Fast forward to July of this year (2012) and I lost a family member to suicide.  What has come to mind, in the days since, is that I am releasing some layers of armor that no longer serve me. This realization came from the very harsh, unexpected lesson of the death of that loved one.  It polarized everything in my life and from that one breath to the next, I was forever changed. I recognized that something that had been valid, important and very passionately necessary to me one day simply became unimportant in one powerful blow. I am now surveying the wreckage of some vestiges of ego and processing and learning who I am now, afterwards.  As you can see, this is the comment I wrote above, on Debra's blog post Comments section.

Those valid issues that held such importance to me are still valid, and I daresay I will revisit them in the future to assess their new level of importance.  But right now, today, I am changed.  I came to a swift, blinding rush of realization, courtesy of the finality that sudden death of a loved one brings.  I remember reflecting on the decision I had made the day before, a very permanent, final, tough decision.  It ended a relationship that was important to me, that decision.  At the time, I fully, firmly believed I was making the right choice for myself.  I still believe that. At that moment in time, it was the right decision to make.  But after I lost a loved one to suicide, I was made bluntly aware that the person I was when I made that dramatic decision no longer existed.

It's fair to say we change with each tick of the clock. It's a minute splitting of hairs, if we want to go down that spiral of thought.  It does apply here, that splitting of hairs. I received a fateful phone call that someone I loved took their own life, and the world changed for me in that jagged flash of words.  As I went through the grief process, I reflected on the fact that nothing I could do...no decision I could make would make a difference with that equation. Nothing could bring my loved one back.  All I had power over was myself and the decisions and choices I make.  And I was made dramatically aware that that hard line choice I had made the day before, the one that had felt so strongly right and valid, was no longer a truth for me.

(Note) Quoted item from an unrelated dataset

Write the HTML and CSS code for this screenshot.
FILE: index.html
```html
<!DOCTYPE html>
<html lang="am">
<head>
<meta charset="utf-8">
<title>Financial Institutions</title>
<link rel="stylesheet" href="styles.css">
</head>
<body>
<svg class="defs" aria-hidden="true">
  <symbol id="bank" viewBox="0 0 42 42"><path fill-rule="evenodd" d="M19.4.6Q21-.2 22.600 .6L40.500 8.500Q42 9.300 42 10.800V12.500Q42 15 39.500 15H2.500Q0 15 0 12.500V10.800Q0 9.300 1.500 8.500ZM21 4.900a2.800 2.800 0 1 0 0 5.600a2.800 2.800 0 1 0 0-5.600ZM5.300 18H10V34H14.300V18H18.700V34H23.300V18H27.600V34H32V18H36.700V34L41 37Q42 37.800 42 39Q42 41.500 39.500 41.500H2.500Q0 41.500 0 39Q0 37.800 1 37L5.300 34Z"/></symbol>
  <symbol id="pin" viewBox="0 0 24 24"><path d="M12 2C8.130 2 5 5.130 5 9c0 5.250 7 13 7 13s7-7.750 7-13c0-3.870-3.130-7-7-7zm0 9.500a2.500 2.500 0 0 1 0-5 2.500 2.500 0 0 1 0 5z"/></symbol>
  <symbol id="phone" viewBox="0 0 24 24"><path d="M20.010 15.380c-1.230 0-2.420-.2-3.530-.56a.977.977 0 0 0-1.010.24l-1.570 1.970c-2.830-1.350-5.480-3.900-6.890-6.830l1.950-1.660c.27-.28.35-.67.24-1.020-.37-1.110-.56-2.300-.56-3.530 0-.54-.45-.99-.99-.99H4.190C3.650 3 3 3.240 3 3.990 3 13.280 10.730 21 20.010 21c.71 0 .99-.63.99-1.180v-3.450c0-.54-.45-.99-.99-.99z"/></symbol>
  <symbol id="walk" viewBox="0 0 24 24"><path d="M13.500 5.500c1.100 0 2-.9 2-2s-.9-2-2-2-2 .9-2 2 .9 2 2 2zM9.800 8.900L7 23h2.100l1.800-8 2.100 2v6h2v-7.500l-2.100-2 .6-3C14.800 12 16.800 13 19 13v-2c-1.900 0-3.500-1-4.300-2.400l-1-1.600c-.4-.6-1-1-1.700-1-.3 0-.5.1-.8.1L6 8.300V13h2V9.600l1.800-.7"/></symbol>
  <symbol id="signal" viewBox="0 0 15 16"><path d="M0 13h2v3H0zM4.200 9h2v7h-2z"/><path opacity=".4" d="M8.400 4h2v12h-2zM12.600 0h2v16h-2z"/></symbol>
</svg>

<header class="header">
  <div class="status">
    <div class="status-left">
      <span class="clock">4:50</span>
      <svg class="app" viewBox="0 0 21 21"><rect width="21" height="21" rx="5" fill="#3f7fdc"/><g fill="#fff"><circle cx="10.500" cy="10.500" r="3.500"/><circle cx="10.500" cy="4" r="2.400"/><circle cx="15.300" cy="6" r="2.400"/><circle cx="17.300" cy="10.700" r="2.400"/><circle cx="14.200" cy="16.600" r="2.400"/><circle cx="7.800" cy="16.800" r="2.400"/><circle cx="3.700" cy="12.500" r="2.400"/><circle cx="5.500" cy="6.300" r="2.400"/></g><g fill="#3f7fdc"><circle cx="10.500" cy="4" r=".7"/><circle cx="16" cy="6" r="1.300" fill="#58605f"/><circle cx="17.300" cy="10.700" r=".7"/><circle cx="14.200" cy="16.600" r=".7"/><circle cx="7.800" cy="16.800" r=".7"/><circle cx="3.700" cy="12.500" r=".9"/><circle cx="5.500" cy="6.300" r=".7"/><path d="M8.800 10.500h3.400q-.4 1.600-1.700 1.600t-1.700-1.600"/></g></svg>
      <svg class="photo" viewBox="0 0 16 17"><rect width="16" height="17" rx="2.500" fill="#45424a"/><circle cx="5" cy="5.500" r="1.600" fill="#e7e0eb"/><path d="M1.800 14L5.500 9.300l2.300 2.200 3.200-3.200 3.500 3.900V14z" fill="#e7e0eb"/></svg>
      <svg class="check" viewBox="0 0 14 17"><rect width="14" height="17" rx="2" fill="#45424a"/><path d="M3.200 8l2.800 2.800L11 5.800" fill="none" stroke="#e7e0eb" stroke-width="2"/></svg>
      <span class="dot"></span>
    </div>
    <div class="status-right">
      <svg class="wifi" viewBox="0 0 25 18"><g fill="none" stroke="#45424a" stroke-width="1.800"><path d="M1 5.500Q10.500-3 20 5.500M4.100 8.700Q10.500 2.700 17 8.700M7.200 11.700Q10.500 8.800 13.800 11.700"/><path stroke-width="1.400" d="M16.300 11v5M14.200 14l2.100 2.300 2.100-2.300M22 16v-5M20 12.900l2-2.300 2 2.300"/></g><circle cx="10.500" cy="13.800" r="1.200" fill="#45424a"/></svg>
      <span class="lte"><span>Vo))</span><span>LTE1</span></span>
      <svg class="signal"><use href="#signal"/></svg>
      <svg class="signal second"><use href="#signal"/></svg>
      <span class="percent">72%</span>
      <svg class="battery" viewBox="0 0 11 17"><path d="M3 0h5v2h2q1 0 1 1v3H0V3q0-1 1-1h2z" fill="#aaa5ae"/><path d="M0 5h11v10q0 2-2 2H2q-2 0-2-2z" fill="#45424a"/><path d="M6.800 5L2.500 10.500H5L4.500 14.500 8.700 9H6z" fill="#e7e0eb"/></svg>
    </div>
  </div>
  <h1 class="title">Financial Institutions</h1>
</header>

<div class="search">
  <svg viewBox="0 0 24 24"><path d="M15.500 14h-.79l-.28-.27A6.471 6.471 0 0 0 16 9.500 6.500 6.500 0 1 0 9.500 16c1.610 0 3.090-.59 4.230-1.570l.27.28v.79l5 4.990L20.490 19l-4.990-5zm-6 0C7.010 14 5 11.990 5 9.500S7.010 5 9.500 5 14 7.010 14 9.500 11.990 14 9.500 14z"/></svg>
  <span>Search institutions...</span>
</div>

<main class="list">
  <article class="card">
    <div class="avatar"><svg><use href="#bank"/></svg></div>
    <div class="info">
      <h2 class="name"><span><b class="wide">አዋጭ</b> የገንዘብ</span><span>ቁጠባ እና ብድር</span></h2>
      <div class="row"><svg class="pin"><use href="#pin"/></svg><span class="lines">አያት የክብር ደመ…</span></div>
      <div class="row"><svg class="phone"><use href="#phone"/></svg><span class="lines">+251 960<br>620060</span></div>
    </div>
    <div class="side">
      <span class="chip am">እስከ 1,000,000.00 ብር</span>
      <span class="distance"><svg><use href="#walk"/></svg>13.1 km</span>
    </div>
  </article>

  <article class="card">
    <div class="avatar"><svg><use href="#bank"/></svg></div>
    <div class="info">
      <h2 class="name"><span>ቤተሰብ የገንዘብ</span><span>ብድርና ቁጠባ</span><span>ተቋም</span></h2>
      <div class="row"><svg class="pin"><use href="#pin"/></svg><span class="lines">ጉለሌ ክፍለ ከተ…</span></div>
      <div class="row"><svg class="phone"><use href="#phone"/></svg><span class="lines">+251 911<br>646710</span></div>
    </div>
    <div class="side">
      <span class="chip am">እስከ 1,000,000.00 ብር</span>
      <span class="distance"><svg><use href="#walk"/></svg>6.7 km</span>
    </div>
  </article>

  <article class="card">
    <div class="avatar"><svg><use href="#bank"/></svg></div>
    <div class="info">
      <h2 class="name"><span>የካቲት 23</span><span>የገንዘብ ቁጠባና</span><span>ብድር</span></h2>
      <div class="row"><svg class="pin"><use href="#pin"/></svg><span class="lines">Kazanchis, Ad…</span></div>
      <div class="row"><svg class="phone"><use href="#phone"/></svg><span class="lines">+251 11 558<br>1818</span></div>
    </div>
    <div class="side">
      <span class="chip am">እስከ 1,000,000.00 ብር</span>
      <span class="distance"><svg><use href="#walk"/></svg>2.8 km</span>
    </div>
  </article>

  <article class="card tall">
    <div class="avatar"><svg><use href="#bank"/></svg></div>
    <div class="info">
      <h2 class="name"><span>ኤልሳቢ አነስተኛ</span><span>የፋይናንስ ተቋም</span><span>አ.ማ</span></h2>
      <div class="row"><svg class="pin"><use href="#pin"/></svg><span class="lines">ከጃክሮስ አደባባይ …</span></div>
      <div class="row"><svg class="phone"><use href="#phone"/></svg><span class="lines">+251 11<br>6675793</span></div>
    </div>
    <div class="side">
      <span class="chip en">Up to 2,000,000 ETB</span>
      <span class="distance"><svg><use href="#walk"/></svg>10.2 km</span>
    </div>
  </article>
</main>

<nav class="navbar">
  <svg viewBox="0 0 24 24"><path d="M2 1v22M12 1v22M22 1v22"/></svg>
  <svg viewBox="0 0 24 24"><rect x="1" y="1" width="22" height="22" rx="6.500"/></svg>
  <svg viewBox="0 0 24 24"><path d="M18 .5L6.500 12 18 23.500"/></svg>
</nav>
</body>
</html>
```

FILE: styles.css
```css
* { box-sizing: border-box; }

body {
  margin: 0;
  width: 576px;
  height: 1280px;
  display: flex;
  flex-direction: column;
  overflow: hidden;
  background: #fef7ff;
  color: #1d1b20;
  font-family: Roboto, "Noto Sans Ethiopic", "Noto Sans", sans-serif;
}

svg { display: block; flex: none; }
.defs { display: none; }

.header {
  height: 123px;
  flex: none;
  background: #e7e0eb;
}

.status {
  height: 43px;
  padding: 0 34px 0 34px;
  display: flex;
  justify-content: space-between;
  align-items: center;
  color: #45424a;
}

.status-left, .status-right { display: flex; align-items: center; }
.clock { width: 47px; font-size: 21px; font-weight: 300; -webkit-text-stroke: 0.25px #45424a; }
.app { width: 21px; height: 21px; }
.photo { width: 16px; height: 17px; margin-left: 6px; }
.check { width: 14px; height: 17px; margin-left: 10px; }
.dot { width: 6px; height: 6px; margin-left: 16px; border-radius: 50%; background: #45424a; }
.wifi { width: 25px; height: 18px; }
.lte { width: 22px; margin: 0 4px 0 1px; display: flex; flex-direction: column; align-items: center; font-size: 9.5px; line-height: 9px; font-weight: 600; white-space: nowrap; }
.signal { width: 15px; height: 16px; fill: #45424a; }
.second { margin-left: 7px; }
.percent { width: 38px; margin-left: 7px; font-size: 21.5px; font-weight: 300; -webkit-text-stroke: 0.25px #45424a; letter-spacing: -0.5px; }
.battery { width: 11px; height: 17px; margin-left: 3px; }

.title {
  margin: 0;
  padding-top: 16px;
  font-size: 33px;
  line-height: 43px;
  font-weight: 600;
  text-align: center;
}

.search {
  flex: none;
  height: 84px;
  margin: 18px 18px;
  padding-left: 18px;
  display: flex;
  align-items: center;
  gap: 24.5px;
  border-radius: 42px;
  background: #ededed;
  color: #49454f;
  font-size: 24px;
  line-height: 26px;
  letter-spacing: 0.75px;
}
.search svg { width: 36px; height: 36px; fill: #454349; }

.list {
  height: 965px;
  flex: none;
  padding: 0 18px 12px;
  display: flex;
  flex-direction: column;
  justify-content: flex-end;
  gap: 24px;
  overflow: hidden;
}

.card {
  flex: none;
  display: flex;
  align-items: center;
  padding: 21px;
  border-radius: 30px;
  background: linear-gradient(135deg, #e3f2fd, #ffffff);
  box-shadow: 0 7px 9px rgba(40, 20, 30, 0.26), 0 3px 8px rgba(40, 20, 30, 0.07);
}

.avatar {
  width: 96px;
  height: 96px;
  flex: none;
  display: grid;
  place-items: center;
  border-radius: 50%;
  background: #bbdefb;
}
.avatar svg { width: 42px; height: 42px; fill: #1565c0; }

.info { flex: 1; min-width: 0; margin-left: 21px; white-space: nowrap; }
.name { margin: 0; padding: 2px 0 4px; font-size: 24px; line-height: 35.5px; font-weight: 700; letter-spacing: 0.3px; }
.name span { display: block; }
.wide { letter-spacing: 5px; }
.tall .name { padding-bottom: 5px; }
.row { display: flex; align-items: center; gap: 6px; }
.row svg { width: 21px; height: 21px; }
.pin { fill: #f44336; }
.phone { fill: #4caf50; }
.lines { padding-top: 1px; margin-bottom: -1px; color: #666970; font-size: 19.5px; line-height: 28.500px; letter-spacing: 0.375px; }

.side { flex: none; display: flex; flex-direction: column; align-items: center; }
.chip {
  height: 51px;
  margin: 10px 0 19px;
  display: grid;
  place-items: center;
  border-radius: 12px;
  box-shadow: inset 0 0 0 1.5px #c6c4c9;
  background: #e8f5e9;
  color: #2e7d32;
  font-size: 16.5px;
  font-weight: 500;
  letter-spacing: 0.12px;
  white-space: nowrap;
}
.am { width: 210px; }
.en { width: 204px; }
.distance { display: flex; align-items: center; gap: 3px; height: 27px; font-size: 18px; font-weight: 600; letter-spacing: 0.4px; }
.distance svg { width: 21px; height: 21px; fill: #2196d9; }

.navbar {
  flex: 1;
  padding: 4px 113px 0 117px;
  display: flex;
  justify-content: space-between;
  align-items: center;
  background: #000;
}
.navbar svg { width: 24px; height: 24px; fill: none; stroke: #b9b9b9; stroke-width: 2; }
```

So, rather than inch by inch of progress, as Debra's blog speaks of, I began to peel layer by layer away of my old self.  I stood and surveyed the wreckage of where my Ego firmly planted itself, hand in hand with Pride and Fear, and made a defiant stand.  Those noble flags of Self no longer flew with bright colors on the landscape of my soul.  Instead, they rested quietly on veritable flag poles, waiting to be lowered, folded and tucked away, as they were simply no longer necessary.

In the process of finding my feet, finding my balance in this new existence, I've mentioned to a couple of people that in the last 6 - 8 months, I've been greeting myself in ways that I would never have predicted.  Relationships do that....they provide a very clear mirror for us to see who we are, to see our behaviors and if we're smart, they provide clarity for us to make necessary changes.  I've been experiencing that very thing and I'm not ashamed to admit that I didn't always like what that mirror showed me.  Living in Ego is something we all do and it's a very human behavior.  It....living in Ego, can be defined, also, as living in Fear.  That is a behavior that I work on constantly to mitigate in myself, with an eye towards cutting repetitive, negative cycles that serve no other purpose but to hold me back.

A little more than a month later, I am still adapting to this new Self.  I am also continuing to greet myself within the auspices of this relationship that shapes me on a constant basis.  I like the changes that are taking place; I like the level of communication that is being fostered on both sides.

There is value in being broken down; I think most of us recognize this fact. Remaining in a rigid mindset might feel comfortable and familiar, but the freedom that breaking free of those inflexible walls offers is a joyful thing to experience.  I'm breathing differently....more deeply....more confidently.  I am looking at myself and others with new eyes.

And I'm climbing a new hill, because that's what we do as we move forward in Life.  We traverse those endless hills and valleys.  From the viewpoint of the upward slope of this current hill, I look over my shoulder....just once....to survey the recent wreckage.  Then I turn and keep walking forward, and upward.  What is ahead of me is wide open road.